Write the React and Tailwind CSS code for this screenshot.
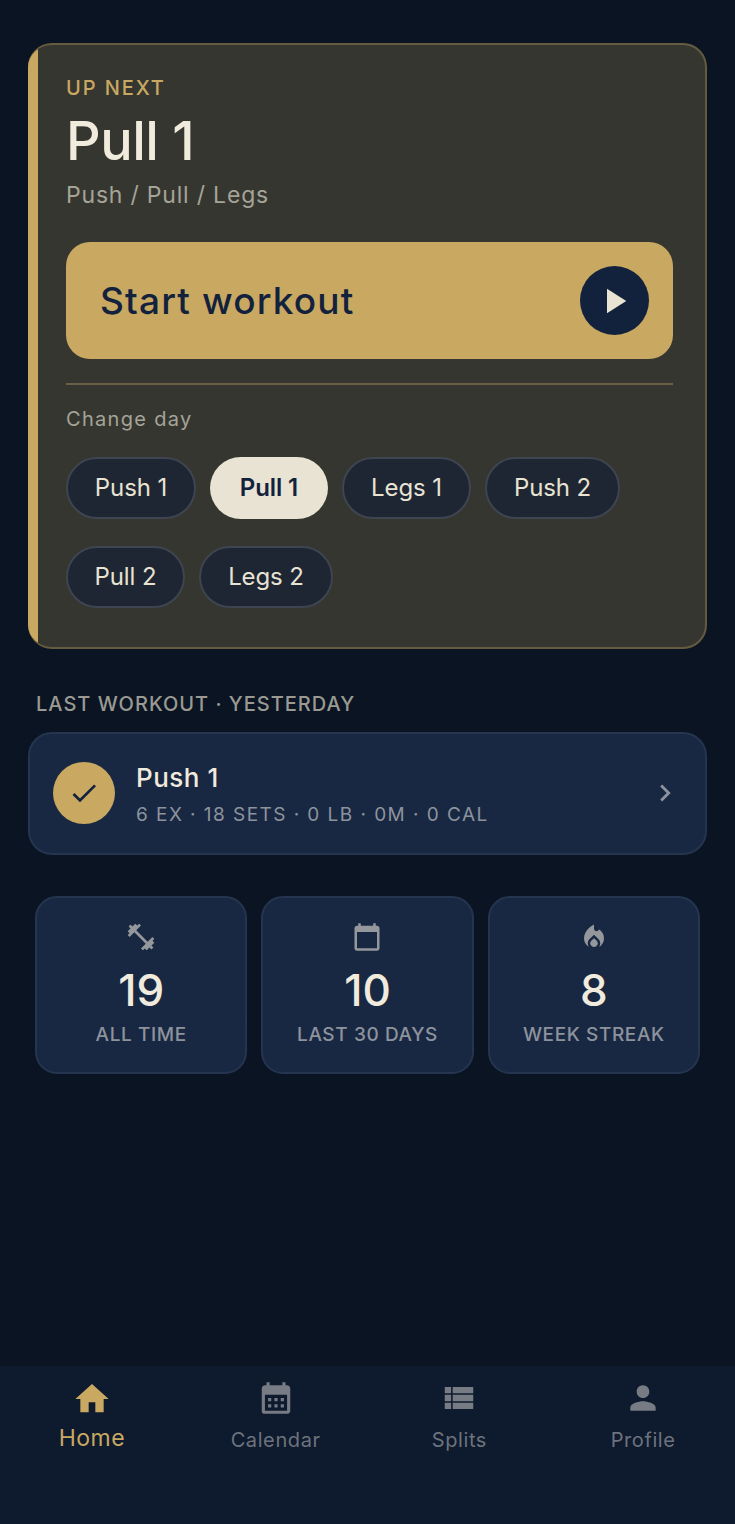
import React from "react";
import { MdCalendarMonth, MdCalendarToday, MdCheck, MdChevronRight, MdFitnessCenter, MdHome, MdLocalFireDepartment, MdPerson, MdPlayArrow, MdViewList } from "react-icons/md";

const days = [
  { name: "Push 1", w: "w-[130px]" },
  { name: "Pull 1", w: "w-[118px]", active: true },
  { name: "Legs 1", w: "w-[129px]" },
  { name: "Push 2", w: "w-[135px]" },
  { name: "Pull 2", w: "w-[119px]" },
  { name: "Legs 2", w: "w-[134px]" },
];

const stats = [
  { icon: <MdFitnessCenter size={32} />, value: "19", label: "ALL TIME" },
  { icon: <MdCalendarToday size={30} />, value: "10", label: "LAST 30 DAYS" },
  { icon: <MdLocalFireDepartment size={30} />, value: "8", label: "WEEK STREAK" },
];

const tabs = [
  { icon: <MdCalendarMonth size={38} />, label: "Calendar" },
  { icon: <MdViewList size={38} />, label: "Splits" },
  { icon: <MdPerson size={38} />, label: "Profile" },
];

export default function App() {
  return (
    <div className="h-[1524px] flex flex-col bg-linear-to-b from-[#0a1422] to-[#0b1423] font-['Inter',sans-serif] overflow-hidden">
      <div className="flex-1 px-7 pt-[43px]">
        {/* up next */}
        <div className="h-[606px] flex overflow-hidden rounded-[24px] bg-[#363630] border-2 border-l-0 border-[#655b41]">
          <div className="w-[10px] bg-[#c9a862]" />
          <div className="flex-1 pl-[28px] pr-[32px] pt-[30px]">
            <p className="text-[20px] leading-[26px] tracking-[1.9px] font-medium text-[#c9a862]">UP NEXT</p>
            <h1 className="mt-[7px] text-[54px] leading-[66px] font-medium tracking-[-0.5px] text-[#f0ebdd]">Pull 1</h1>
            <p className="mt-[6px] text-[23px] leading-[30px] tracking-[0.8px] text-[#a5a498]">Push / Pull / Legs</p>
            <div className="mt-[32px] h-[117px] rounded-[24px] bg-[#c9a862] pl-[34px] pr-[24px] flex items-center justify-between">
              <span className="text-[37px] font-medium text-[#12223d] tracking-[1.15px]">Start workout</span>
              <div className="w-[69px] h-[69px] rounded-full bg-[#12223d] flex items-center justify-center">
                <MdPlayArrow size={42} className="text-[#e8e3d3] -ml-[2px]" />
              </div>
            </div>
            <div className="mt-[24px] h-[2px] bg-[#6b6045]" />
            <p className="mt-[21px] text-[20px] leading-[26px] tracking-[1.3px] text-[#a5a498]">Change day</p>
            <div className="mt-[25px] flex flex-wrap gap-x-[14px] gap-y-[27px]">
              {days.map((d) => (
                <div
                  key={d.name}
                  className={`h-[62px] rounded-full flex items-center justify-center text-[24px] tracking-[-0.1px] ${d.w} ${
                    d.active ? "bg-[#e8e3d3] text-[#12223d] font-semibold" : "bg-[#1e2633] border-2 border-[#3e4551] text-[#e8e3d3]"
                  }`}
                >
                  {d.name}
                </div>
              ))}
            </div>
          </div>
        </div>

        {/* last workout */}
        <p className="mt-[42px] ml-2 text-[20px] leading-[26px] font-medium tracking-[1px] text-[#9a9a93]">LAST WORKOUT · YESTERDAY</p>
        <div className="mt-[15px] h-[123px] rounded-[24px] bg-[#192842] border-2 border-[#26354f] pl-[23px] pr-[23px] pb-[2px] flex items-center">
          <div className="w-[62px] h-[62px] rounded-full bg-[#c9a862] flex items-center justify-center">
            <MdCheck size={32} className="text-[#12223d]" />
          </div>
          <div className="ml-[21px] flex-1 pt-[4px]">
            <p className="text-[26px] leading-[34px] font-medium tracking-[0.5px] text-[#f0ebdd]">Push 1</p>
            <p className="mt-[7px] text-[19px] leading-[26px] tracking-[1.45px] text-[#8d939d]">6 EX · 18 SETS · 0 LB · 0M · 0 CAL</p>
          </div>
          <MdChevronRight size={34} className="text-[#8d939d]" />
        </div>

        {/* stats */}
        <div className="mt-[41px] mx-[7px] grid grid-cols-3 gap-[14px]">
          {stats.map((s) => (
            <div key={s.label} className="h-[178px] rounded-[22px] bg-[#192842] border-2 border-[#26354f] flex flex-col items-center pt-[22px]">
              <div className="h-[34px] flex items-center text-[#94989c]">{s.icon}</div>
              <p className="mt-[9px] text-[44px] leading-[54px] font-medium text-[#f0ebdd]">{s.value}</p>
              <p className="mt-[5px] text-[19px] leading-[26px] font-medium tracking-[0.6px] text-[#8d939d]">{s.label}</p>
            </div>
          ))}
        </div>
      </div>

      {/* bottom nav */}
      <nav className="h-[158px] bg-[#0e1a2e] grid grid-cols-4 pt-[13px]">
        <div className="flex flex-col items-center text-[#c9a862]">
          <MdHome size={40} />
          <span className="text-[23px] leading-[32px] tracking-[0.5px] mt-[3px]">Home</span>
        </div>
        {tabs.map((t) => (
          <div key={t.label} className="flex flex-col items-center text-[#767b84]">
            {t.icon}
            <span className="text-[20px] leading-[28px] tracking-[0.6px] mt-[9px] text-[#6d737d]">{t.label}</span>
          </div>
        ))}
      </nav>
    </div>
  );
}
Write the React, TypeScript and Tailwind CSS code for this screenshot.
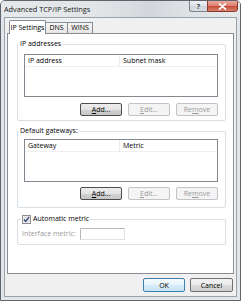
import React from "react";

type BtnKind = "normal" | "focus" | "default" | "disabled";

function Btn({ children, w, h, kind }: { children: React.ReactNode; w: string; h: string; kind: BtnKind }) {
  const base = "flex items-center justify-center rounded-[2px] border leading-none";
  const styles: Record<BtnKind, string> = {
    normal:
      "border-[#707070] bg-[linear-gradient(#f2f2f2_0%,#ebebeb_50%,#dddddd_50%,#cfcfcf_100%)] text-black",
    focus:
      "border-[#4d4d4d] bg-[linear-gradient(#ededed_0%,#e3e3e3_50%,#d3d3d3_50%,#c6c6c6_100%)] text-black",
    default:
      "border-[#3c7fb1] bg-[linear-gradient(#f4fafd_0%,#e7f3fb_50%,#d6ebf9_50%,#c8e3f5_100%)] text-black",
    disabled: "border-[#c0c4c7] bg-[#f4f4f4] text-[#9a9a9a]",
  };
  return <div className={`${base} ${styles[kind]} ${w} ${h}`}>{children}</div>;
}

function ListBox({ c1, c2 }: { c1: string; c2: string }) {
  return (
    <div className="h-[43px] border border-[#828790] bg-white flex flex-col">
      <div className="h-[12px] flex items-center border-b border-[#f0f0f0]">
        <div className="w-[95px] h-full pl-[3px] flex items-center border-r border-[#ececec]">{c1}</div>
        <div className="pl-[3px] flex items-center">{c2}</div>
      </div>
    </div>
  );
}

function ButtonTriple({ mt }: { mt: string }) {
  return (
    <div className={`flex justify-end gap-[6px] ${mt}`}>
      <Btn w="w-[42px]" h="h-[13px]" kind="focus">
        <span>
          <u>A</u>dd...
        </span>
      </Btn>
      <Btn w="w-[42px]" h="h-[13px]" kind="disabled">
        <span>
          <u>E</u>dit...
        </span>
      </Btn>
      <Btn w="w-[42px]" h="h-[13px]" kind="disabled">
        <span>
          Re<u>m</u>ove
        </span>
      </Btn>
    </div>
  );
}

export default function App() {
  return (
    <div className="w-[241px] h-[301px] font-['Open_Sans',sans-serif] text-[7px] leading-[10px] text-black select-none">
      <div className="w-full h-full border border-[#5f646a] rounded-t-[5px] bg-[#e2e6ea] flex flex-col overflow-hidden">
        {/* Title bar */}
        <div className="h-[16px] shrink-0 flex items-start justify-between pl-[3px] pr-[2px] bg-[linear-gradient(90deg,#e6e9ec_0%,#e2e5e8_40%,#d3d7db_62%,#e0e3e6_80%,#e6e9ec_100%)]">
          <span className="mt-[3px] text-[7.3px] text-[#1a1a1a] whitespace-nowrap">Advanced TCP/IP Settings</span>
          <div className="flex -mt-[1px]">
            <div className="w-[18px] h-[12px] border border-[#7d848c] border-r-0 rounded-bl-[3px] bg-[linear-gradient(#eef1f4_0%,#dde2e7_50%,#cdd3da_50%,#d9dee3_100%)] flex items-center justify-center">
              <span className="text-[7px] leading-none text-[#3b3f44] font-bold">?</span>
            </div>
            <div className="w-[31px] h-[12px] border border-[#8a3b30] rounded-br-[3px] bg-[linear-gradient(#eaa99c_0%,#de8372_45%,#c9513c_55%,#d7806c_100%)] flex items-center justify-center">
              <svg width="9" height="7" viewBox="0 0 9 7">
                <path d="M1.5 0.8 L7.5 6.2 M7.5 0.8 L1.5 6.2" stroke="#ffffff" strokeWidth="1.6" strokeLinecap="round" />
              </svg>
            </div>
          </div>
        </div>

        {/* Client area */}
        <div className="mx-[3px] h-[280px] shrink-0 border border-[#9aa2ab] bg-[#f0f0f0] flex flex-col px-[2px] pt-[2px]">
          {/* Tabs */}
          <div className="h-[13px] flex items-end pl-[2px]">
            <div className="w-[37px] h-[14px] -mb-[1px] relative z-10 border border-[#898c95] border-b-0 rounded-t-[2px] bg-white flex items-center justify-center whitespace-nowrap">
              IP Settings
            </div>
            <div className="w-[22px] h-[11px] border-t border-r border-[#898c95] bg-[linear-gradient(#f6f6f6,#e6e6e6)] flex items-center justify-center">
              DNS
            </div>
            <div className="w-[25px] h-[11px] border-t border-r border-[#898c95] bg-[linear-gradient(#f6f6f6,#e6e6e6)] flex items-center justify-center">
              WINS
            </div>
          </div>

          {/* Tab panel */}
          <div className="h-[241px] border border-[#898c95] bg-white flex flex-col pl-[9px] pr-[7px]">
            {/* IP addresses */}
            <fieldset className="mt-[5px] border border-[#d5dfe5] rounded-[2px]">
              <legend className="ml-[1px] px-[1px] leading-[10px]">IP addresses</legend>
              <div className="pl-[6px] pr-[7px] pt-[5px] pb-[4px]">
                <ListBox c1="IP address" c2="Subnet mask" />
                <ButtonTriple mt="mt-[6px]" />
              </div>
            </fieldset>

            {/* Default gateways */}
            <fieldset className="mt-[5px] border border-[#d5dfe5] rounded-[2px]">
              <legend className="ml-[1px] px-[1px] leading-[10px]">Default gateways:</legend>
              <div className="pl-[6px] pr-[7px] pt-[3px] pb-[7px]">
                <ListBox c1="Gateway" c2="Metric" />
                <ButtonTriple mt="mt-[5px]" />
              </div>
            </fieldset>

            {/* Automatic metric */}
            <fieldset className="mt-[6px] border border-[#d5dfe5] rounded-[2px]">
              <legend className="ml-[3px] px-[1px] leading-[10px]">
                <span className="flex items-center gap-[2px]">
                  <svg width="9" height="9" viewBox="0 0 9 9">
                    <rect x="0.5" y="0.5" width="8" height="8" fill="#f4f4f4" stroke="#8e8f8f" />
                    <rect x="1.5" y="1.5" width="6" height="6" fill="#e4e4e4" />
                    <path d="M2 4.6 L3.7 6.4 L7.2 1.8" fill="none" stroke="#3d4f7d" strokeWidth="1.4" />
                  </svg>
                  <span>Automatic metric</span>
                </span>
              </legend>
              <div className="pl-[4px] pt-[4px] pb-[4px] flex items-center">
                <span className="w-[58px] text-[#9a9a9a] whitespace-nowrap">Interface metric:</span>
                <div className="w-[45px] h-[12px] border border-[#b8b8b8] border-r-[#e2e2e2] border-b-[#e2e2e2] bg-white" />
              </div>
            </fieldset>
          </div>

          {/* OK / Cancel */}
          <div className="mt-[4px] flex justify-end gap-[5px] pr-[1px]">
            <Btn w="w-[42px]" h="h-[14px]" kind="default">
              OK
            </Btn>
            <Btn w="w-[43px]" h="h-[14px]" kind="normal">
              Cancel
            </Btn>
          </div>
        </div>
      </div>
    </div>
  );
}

══════════════════════════════

_REQUIRED WORK_
From the listing, copy each line containing the word "Write".

_REPLY TO THE EXERCISE_
Write the React and Tailwind CSS code for this screenshot.
Write the React, TypeScript and Tailwind CSS code for this screenshot.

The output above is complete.